Otra consecuencia es que cuando el dióxido de carbono entra en el océano, reacciona con el agua del mar produciendo ácido carbónico, lo cual aumenta la acidez del agua y disminuye su pH, lo que se conoce como acidificación del océano. Esto produce una reducción de la cantidad de iones carbonato en el agua, dado que muchos organismos marinos (moluscos, corales, foraminíferos, cocolitofóridos, entre otros) necesitan iones carbonato para el carbonato cálcico indispensable en la formación de sus esqueletos y conchas, lo que afecta su desarrollo y su capacidad de reproducción, llegando a suponer un peligro para sus poblaciones. Estas no son las únicas consecuencias en el océano, pero sirven para ejemplificar lo que hablamos. 
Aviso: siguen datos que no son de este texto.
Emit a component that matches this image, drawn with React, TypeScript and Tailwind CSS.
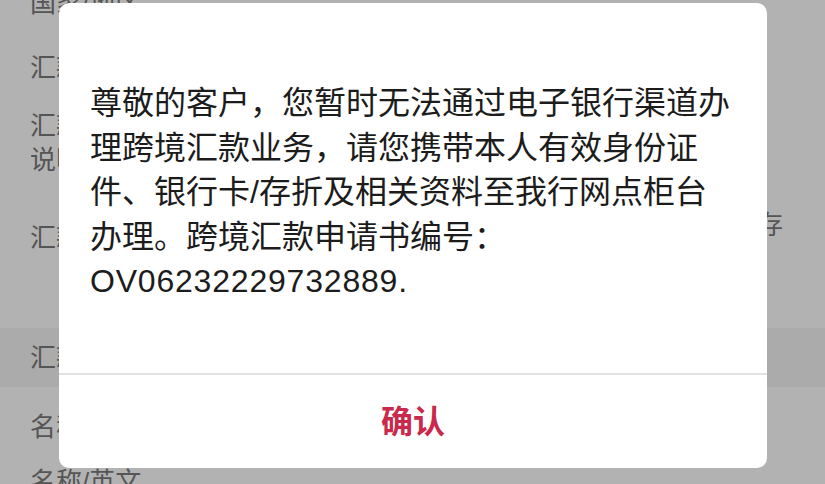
const bodyFont = { fontFamily: '"Liberation Sans", "Noto Sans CJK SC", sans-serif' };

const lines = [
  '尊敬的客户，您暂时无法通过电子银行渠道办',
  '理跨境汇款业务，请您携带本人有效身份证',
  '件、银行卡/存折及相关资料至我行网点柜台',
  '办理。跨境汇款申请书编号：',
];

function BackgroundForm() {
  return (
    <div className="flex flex-col text-[26px] leading-[30px] text-[#555]" style={bodyFont}>
      <div className="-mt-[12px] px-[30px]">国家/地区</div>
      <div className="mt-[35px] px-[30px]">汇款金额</div>
      <div className="mt-[26px] px-[30px] leading-[34px]">
        <div>汇款用途</div>
        <div>说明</div>
      </div>
      <div className="mt-[31px] flex items-start justify-between px-[30px]">
        <span className="mt-[15px]">汇款账户</span>
        <span className="mt-[2px] pr-[12px]">活期存</span>
      </div>
      <div className="mt-[75px] flex h-[59px] items-center bg-[#ababab] px-[30px]">
        汇款人信息
      </div>
      <div className="mt-[25px] px-[30px]">名称</div>
      <div className="mt-[25px] px-[30px]">名称/英文</div>
    </div>
  );
}

export default function App() {
  return (
    <div className="relative h-[484px] w-full overflow-hidden bg-[#b2b2b2]">
      <BackgroundForm />

      <div className="absolute left-[59px] top-[3px] flex h-[465px] w-[708px] flex-col rounded-[10px] bg-white">
        <div
          className="h-[370px] pl-[31px] pr-[20px] pt-[78px] text-[32px] leading-[44.5px] text-[#1c1c1c]"
          style={bodyFont}
        >
          {lines.map((line) => (
            <div key={line} className="whitespace-nowrap">
              {line}
            </div>
          ))}
          <div className="whitespace-nowrap tracking-[0.8px]">OV06232229732889.</div>
        </div>
        <div className="h-[2px] bg-[#e2e2e2]" />
        <button
          className="flex flex-1 items-center justify-center text-[32px] font-bold text-[#c92a4b]"
          style={bodyFont}
        >
          确认
        </button>
      </div>
    </div>
  );
}
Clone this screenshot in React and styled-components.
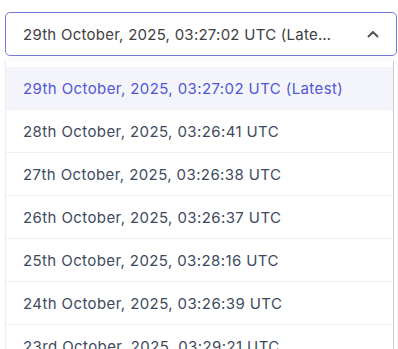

La «ceguera oceánica» se puede contrarrestar mejorando el acceso a una alfabetización sobre nuestro mar o creando una cultura oceánica precisa y convincente que fortalezca la conexión de la ciudadanía con el océano; algo que desarrolle una comprensión de su enorme influencia en nosotros y nuestra creciente influencia en él. Y es urgente, el océano empieza a evidenciar síntomas de cambios que están muy cerca de volverse irreversibles, necesitamos un cambio pronto.